Hunt for evil weeds slated |

Hunt for evil weeds slated

Gregory Crofton, Tahoe Daily Tribune

Exotic weeds may be nice to look at, but they’re not good for the environment, especially because of erosion concerns at Lake Tahoe Basin.

The weeds are often fed by a single taproot, which does less to protect from soil erosion than native vegetation and grasses that have wider and more stable root system.

The Tahoe Basin Weed Coordinating Group is asking for help in locating three of the more damaging weeds: Spotted Knapweed (purple), Diffuse Knapweed (white) and Yellow Starthistle.

Spotted Knapweed has spread to nearly 5 million acres in Montana and caused $11 million in damages, said Sue Donaldson, water quality education specialist at University of Nevada Cooperative Extension.

You can go weed hunting on your own, or join a group that plans a visit to weed-prone areas at South Shore on Saturday morning.

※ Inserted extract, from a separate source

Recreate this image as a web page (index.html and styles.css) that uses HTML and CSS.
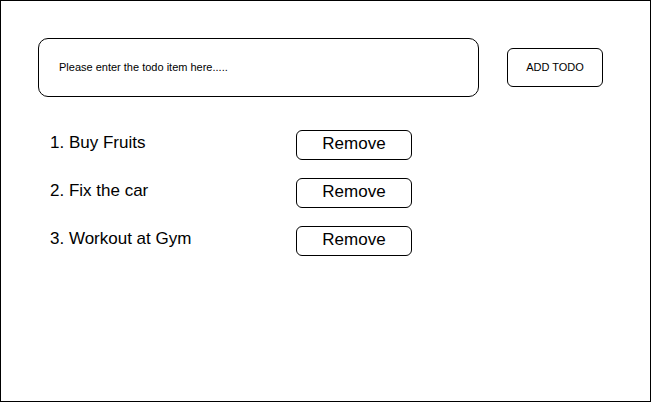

Weeds spotted at North Shore should be reported by calling (775) 831-6071. People who think they have spotted one of the weeds at South Shore should call (530) 573-2233. Anytime after Saturday, report the weeds by calling Donaldson at (775) 784-4848.

The weed walk starts with a meeting at Round Hill Shopping Center on Saturday at 10:30 a.m. The group will go to Glenbrook to observe Spotted Knapweed, to the Tahoe Keys to study Eurasian watermilfoil, a waterborne weed, and end the tour behind Meeks Lumber around 12:45 p.m.

At Meeks, they’ll be looking at areas where Tall Whitetop, a weed spreading along the Truckee River, has been treated with chemical spray.